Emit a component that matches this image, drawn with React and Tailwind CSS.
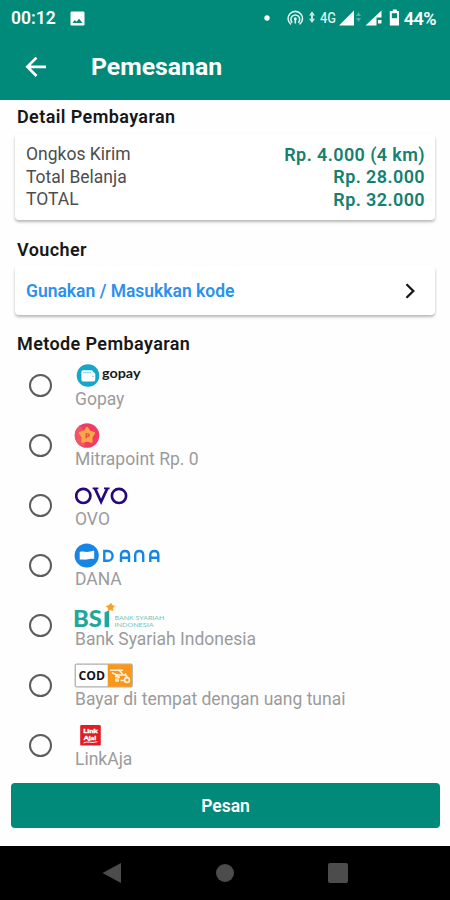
import React, { useState } from 'react'

const GopayLogo = () => (
  <svg width="70" height="24" viewBox="0 0 70 24">
    <circle cx="13" cy="12.5" r="11.3" fill="#14a7cb" />
    <path d="M8 7.2h8.5a2 2 0 0 1 1.6 1.7l1.3.8a2 2 0 0 1 .9 1.7v5a2.2 2.2 0 0 1-2.2 2.2H8.6a2.2 2.2 0 0 1-2.2-2.2V9a1.8 1.8 0 0 1 1.6-1.8z" fill="#fff" />
    <path d="M8 9.7h8M17 13.3h2" stroke="#7fd0e2" strokeWidth="1" />
    <text x="27" y="15.2" textLength="38.5" lengthAdjust="spacingAndGlyphs" fontFamily="Lato, sans-serif" fontWeight="700" fontSize="12.5" fill="#17191b">gopay</text>
  </svg>
)

const MitrapointLogo = () => (
  <svg width="26" height="24" viewBox="0 0 26 24" className="overflow-visible">
    <circle cx="12" cy="12.5" r="12.3" fill="#ee3c64" />
    <path d="M5 2.5a12.3 12.3 0 0 0 4 21.9L12 13z" fill="#f25565" />
    <path d="M12 4.7l2.6 3.8 4.6 1.4-2.7 4 .1 5-4.6-1.3-4.6 1.3.1-5-2.7-4 4.6-1.4z" fill="#fda749" stroke="#fda749" strokeWidth="2" strokeLinejoin="round" />
    <path d="M11.2 15.6v-4.8h1.8a1.3 1.3 0 0 1 0 2.6h-1.8" fill="none" stroke="#d6533b" strokeWidth="1.3" />
  </svg>
)

const OvoLogo = () => (
  <svg width="56" height="24" viewBox="0 0 56 24">
    <g fill="none" stroke="#27077e" strokeWidth="2.7">
      <circle cx="8.3" cy="12.9" r="7.1" />
      <circle cx="44" cy="12.9" r="7.1" />
      <path d="M20 5.6l6.1 13.2 6.1-13.2" />
    </g>
    <path d="M17.6 5.4h5.8M29 5.4h5.6" stroke="#27077e" strokeWidth="1.6" />
  </svg>
)

const DanaLogo = () => (
  <svg width="88" height="24" viewBox="0 0 88 24" className="overflow-visible">
    <circle cx="11.7" cy="12.5" r="12.1" fill="#1685e3" />
    <path d="M4.7 9.1c3.3-1.2 6 .3 9.3-.3 2.2-.5 3.7-1.6 5.2-1v8c-3.1-.5-5.2.4-7.4.7-2.8.4-4.3-.3-7.1.2z" fill="#fff" />
    <g fill="none" stroke="#1685e3" strokeWidth="2.4">
      <path d="M29.3 8h3.4a4.9 4.9 0 0 1 0 9.8h-3.4z" />
      <path d="M46 19v-7q0-4 4-4t4 4v7M46 14.8h8" />
      <path d="M60.2 19v-7q0-4 4-4t4 4v7" />
      <path d="M75.3 19v-7q0-4 4-4t4 4v7M75.3 14.8h8" />
    </g>
  </svg>
)

const BsiLogo = () => (
  <svg width="92" height="24" viewBox="0 0 92 24" className="overflow-visible">
    <text x="-2" y="24.3" textLength="29" lengthAdjust="spacingAndGlyphs" fontFamily="Lato, sans-serif" fontWeight="900" fontSize="23" fill="#22a69a">BS</text>
    <path d="M29.6 9.3l4.6-1.8v16.8h-4.6z" fill="#22a69a" />
    <path d="M36 .2l1.2 2.2 2.5.8-2 1.8.2 2.6-2.4-.8-2.4.8.2-2.6-2-1.8 2.6-.8z" fill="#f6a127" stroke="#f6a127" strokeWidth=".7" />
    <g fontFamily="Lato, sans-serif" fontSize="6.2" fill="#72c4bc">
      <text x="39.5" y="17.3" textLength="50" lengthAdjust="spacingAndGlyphs">BANK SYARIAH</text>
      <text x="39.5" y="24.4" textLength="39" lengthAdjust="spacingAndGlyphs">INDONESIA</text>
    </g>
  </svg>
)

const CodLogo = () => (
  <svg width="60" height="24" viewBox="0 0 60 24" className="overflow-visible">
    <rect x=".2" y="1.1" width="57" height="22.8" rx="1" fill="#fff" stroke="#999" strokeWidth="1" />
    <path d="M32.7 1.3h24.2v22.4H32.7z" fill="#fa9718" />
    <text x="3.6" y="17.4" textLength="26.5" lengthAdjust="spacingAndGlyphs" fontFamily="'Open Sans', sans-serif" fontWeight="700" fontSize="13" fill="#151515">COD</text>
    <g fill="none" stroke="#fff3df" strokeWidth="1.6">
      <path d="M35 7.3h13M37 9.8l5 2.2h9M40 13.2l5 1.2M50 10.5l2.5 4.5" />
      <circle cx="42" cy="17" r="1.3" />
      <circle cx="52" cy="17" r="2.4" />
      <path d="M44 7l3.5 4M45.5 17.5h4" />
    </g>
  </svg>
)

const LinkAjaLogo = () => (
  <svg width="28" height="24" viewBox="0 0 28 24">
    <rect x="5.2" y="2" width="20.6" height="20.6" rx="1.4" fill="#e01d24" />
    <g fill="#fff" fontFamily="Lato, sans-serif" fontWeight="900" fontSize="6.4" stroke="#fff" strokeWidth=".4">
      <text x="8.3" y="9.8" textLength="14.5" lengthAdjust="spacingAndGlyphs">Link</text>
      <text x="8.8" y="17.2" textLength="12.5" lengthAdjust="spacingAndGlyphs">Aja!</text>
    </g>
    <path d="M8.5 20q3-1.5 6-.8t8-.5" fill="none" stroke="#fff" strokeWidth=".9" />
  </svg>
)

const methods = [
  { id: 'gopay', label: 'Gopay', logo: <GopayLogo /> },
  { id: 'mitrapoint', label: 'Mitrapoint Rp. 0', logo: <MitrapointLogo /> },
  { id: 'ovo', label: 'OVO', logo: <OvoLogo /> },
  { id: 'dana', label: 'DANA', logo: <DanaLogo /> },
  { id: 'bsi', label: 'Bank Syariah Indonesia', logo: <BsiLogo /> },
  { id: 'cod', label: 'Bayar di tempat dengan uang tunai', logo: <CodLogo /> },
  { id: 'linkaja', label: 'LinkAja', logo: <LinkAjaLogo /> },
]

const costs = [
  { name: 'Ongkos Kirim', value: 'Rp. 4.000 (4 km)' },
  { name: 'Total Belanja', value: 'Rp. 28.000' },
  { name: 'TOTAL', value: 'Rp. 32.000' },
]

const StatusBar = () => (
  <div className="flex h-9 items-center pl-[11px] pr-[14px] text-white">
    <span className="pt-[2px] text-[17.5px] font-semibold leading-none">00:12</span>
    <svg className="ml-[14px]" width="15" height="15" viewBox="0 0 15 15">
      <rect x=".5" y=".5" width="14" height="14" rx="1.2" fill="#fff" />
      <path d="M2.5 12l2.3-3 1.7 1.8 2.6-3.1 3.4 4.3z" fill="#018979" />
    </svg>
    <svg className="ml-auto shrink-0" width="137" height="20" viewBox="0 0 137 20">
      <circle cx="3" cy="10" r="2.7" fill="#fff" />
      <g fill="none" stroke="#e0f3ef" strokeWidth="1.6">
        <path d="M27 16.3a7.2 7.2 0 1 1 8.6 0" />
        <path d="M28.3 14.6a4.4 4.4 0 1 1 6 0" />
        <path d="M31.3 11v4.5" />
      </g>
      <circle cx="31.3" cy="10.8" r="1.5" fill="#e0f3ef" />
      <path d="M48 3.2l3 4.3h-6zM48 15l3-4.3h-6z" fill="#c5e6e1" />
      <path d="M47 7h2v4h-2z" fill="#c5e6e1" />
      <text x="56" y="14.5" textLength="16" lengthAdjust="spacingAndGlyphs" fontSize="14" fontWeight="500" fill="#d8efeb">4G</text>
      <path d="M90 2.5V17.5H75z" fill="#fff" />
      <path d="M94.5 4l2.5 4h-5zM94.5 14l2.5-4h-5z" fill="#54b0a5" />
      <path d="M117.5 2.5v7h-5v8H101.5z" fill="#fff" />
      <path d="M114 12h3.5v3.5H114z" fill="#fff" />
      <path d="M127 3h1.8V1.5h4V3h2.2v14.5H125.8V3z" fill="#fff" />
      <path d="M127.8 5.2h5.2v5h-5.2z" fill="#018979" />
    </svg>
    <span className="ml-[3px] pt-px text-[18px] font-semibold leading-none tracking-[-0.5px]">44%</span>
  </div>
)

const SectionTitle = ({ children }) => (
  <h2 className="text-[18px] font-semibold leading-[24px] tracking-[0.4px] text-[#171717]">{children}</h2>
)

const App = () => {
  const [selected, setSelected] = useState(null)

  return (
    <div className="flex h-[900px] w-[450px] flex-col overflow-hidden bg-[#fefefe] font-['Roboto',sans-serif]">
      <header className="h-[100px] shrink-0 bg-[#018979]">
        <StatusBar />
        <div className="flex h-[62px] items-center pl-[25px] text-white">
          <svg width="22" height="22" viewBox="0 0 22 22" fill="none" stroke="#fff" strokeWidth="2.7">
            <path d="M21 10.8H3M11.5 1.6L2.3 10.8l9.2 9.2" />
          </svg>
          <h1 className="ml-[44px] text-[24.8px] font-bold leading-none">Pemesanan</h1>
        </div>
      </header>

      <main className="flex flex-col">
        <div className="px-[15px] pt-[5px]">
          <div className="pl-[2px]">
            <SectionTitle>Detail Pembayaran</SectionTitle>
          </div>
          <div className="mt-[5px] h-[86px] rounded-[4px] bg-white px-[11px] pt-[9px] shadow-[0_2px_3px_rgba(0,0,0,0.28)]">
            {costs.map((cost) => (
              <div key={cost.name} className="flex h-[22.5px] items-center justify-between">
                <span className="text-[17.5px] text-[#4d4d4d]">{cost.name}</span>
                <span className="-mr-px text-[18px] font-semibold tracking-[0.4px] text-[#15806f]">{cost.value}</span>
              </div>
            ))}
          </div>
          <div className="mt-[18px] pl-[2px]">
            <SectionTitle>Voucher</SectionTitle>
          </div>
          <button className="mt-[4px] flex h-[49px] w-full items-center justify-between rounded-[4px] bg-white pl-[11px] pr-[19px] shadow-[0_2px_3px_rgba(0,0,0,0.28)]">
            <span className="pt-[2px] text-[17.5px] font-semibold text-[#2c91ed]">Gunakan / Masukkan kode</span>
            <svg width="12" height="16" viewBox="0 0 12 16" fill="none" stroke="#171717" strokeWidth="2.3">
              <path d="M2.5 1.2L9.3 8l-6.8 6.8" />
            </svg>
          </button>
          <div className="mt-[17px] pl-[2px]">
            <SectionTitle>Metode Pembayaran</SectionTitle>
          </div>
        </div>

        <div className="-mt-px flex flex-col">
          {methods.map((method) => (
            <label key={method.id} className="flex h-[60px] cursor-pointer pl-[29px]">
              <input
                type="radio"
                name="method"
                className="sr-only"
                checked={selected === method.id}
                onChange={() => setSelected(method.id)}
              />
              <span className="mt-[19px] flex h-[23px] w-[23px] items-center justify-center rounded-full border-[2.5px] border-[#5c5c5c]">
                {selected === method.id && <span className="h-3 w-3 rounded-full bg-[#018979]" />}
              </span>
              <span className="ml-[23px] flex flex-col pt-2">
                <span className="flex h-6 items-end">{method.logo}</span>
                <span className="mt-px text-[17.5px] leading-[22px] text-[#9b9b9b]">{method.label}</span>
              </span>
            </label>
          ))}
        </div>
      </main>

      <div className="mt-auto pb-[18px] pl-[11px] pr-[10px]">
        <button className="h-[45px] w-full rounded-[4px] bg-[#018979] pt-[2px] text-[17.5px] font-semibold text-white">
          Pesan
        </button>
      </div>
      <nav className="flex h-[54px] shrink-0 items-center justify-between bg-black px-[102px]">
        <svg width="20" height="22" viewBox="0 0 20 22">
          <path d="M19 1v20L0.5 11z" fill="#4c4c4c" />
        </svg>
        <span className="h-[18px] w-[18px] rounded-full bg-[#4c4c4c]" />
        <span className="h-5 w-5 rounded-[2px] bg-[#4c4c4c]" />
      </nav>
    </div>
  )
}

export default App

## Requirements
Each line holding the word "React" counts once; report the total and nothing else.

## Reply
2